Since 2010, more than 1.8 million homes have been built across England with over £3.9bn being allocated by Government through the Housing Infrastructure Fund. In the latest Spending Review, the government announced an additional £20bn of investment in housing, including £7.1bn for the National Home Building Fund. The government claims the fund will unlock 860,000 new homes. The Spending Review also included £12m of resource to take forward changes to the planning system. As a whole, the Ministry of Housing, Communities and Local Governments will receive nearly £10bn of funding in the 2021/22 financial year. The majority of these funds will go towards developing additional new-build homes.

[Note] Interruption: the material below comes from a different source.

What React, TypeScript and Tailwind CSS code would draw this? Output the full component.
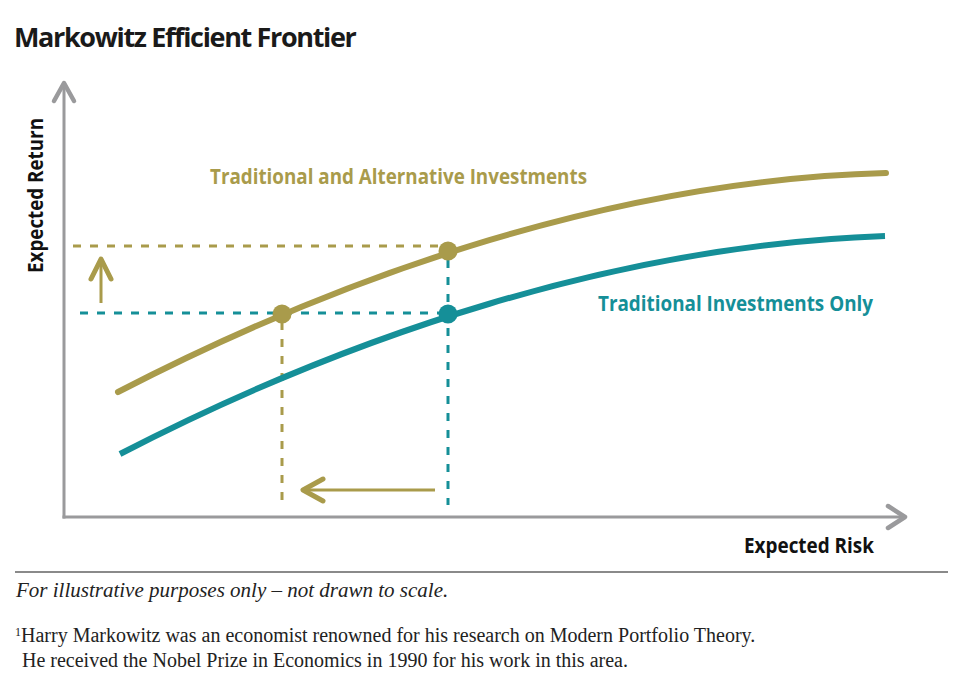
const GOLD = "#a99b4b";
const TEAL = "#158f98";
const AXIS = "#9a9a9c";

function FrontierChart() {
  const sans = "'Open Sans', 'Liberation Sans', sans-serif";
  return (
    <svg width="960" height="511" viewBox="0 54 960 511" className="block">
      {/* axes */}
      <line x1="64" y1="84" x2="64" y2="518.5" stroke={AXIS} strokeWidth="3" />
      <polyline points="54,101 64,83 74,101" fill="none" stroke={AXIS} strokeWidth="4.5" strokeLinecap="round" strokeLinejoin="round" />
      <line x1="62.5" y1="517" x2="904" y2="517" stroke={AXIS} strokeWidth="3" />
      <polyline points="888,506 905,517 888,528" fill="none" stroke={AXIS} strokeWidth="4.5" strokeLinecap="round" strokeLinejoin="round" />

      {/* guide lines */}
      <line x1="73" y1="246" x2="448" y2="246" stroke={GOLD} strokeWidth="3" strokeDasharray="8 9" />
      <line x1="80" y1="313" x2="448" y2="313" stroke={TEAL} strokeWidth="3" strokeDasharray="8 9" />
      <line x1="282" y1="322" x2="282" y2="505" stroke={GOLD} strokeWidth="3" strokeDasharray="8 9" />
      <line x1="448" y1="260" x2="448" y2="505" stroke={TEAL} strokeWidth="3" strokeDasharray="8 9" />

      {/* shift arrows */}
      <line x1="101" y1="303" x2="101" y2="260" stroke={GOLD} strokeWidth="3" />
      <polyline points="91,279 101,259 111,279" fill="none" stroke={GOLD} strokeWidth="5" strokeLinecap="round" strokeLinejoin="round" />
      <line x1="435" y1="490" x2="304" y2="490" stroke={GOLD} strokeWidth="3" />
      <polyline points="323,479 303,490 323,501" fill="none" stroke={GOLD} strokeWidth="5" strokeLinecap="round" strokeLinejoin="round" />

      {/* frontiers */}
      <path d="M118 392 C 350 272, 620 180, 886 173" fill="none" stroke={GOLD} strokeWidth="6" strokeLinecap="round" />
      <path d="M120 454 C 350 335, 620 245, 885 236" fill="none" stroke={TEAL} strokeWidth="6" />

      <circle cx="282" cy="314" r="9.5" fill={GOLD} />
      <circle cx="448" cy="251" r="9.5" fill={GOLD} />
      <circle cx="448" cy="314" r="9.5" fill={TEAL} />

      {/* labels */}
      <text x="210" y="184" fill={GOLD} fontFamily={sans} fontWeight="700" fontSize="21" textLength="377" lengthAdjust="spacingAndGlyphs">
        Traditional and Alternative Investments
      </text>
      <text x="598" y="311" fill={TEAL} fontFamily={sans} fontWeight="700" fontSize="21" textLength="275" lengthAdjust="spacingAndGlyphs">
        Traditional Investments Only
      </text>
      <text x="744" y="553" fill="#111" fontFamily={sans} fontWeight="700" fontSize="21" textLength="130" lengthAdjust="spacingAndGlyphs">
        Expected Risk
      </text>
      <text x="0" y="0" transform="translate(43 273) rotate(-90)" fill="#111" fontFamily={sans} fontWeight="700" fontSize="21" textLength="155" lengthAdjust="spacingAndGlyphs">
        Expected Return
      </text>
    </svg>
  );
}

export default function App() {
  return (
    <div className="w-[960px] h-[675px] bg-white overflow-hidden flex flex-col text-[#1a1a1a]">
      <h1 className="ml-[14px] mt-[19px] text-[27px] leading-[35px] font-bold tracking-[-1.35px] font-['Open_Sans','Liberation_Sans',sans-serif]">
        Markowitz Efficient Frontier
      </h1>

      <FrontierChart />

      <div className="ml-[15px] mt-[6px] w-[933px] h-[2px] bg-[#8a8a8a]" />

      <div className="font-['Liberation_Serif','Times_New_Roman',serif] text-[#222]">
        <p className="ml-[16px] mt-[5px] italic text-[21px] leading-[24px]">
          For illustrative purposes only – not drawn to scale.
        </p>
        <p className="ml-[15px] mt-[21px] text-[20px] leading-[25px]">
          <span className="relative top-[-6px] text-[12px] leading-none">1</span>Harry Markowitz was an economist renowned for his research on Modern Portfolio Theory.
          <br />
          <span className="ml-[7px]">He received the Nobel Prize in Economics in 1990 for his work in this area.</span>
        </p>
      </div>
    </div>
  );
}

By incorporating domestic trickle chargers into the framework of new homes it supports the wider shift to electric vehicles. The DNO grid will be expanded to accommodate the new housing estates and will have the demands of EV charging factored into the resource plan. It doesn’t solve the wider public charging infrastructure challenge, but when the vast majority of journeys remain ‘local’ and can be achieved on a single charge, and by taking away the additional cost of retrospective installation, it will encourage more people to shift to full electric models when choosing to change their car. It demonstrates that collaboration between construction, the distribution network operators, and the wider eMobility industry can work in practice, and will put the UK on a roadmap to achieving not just housing goals but environmental goals too.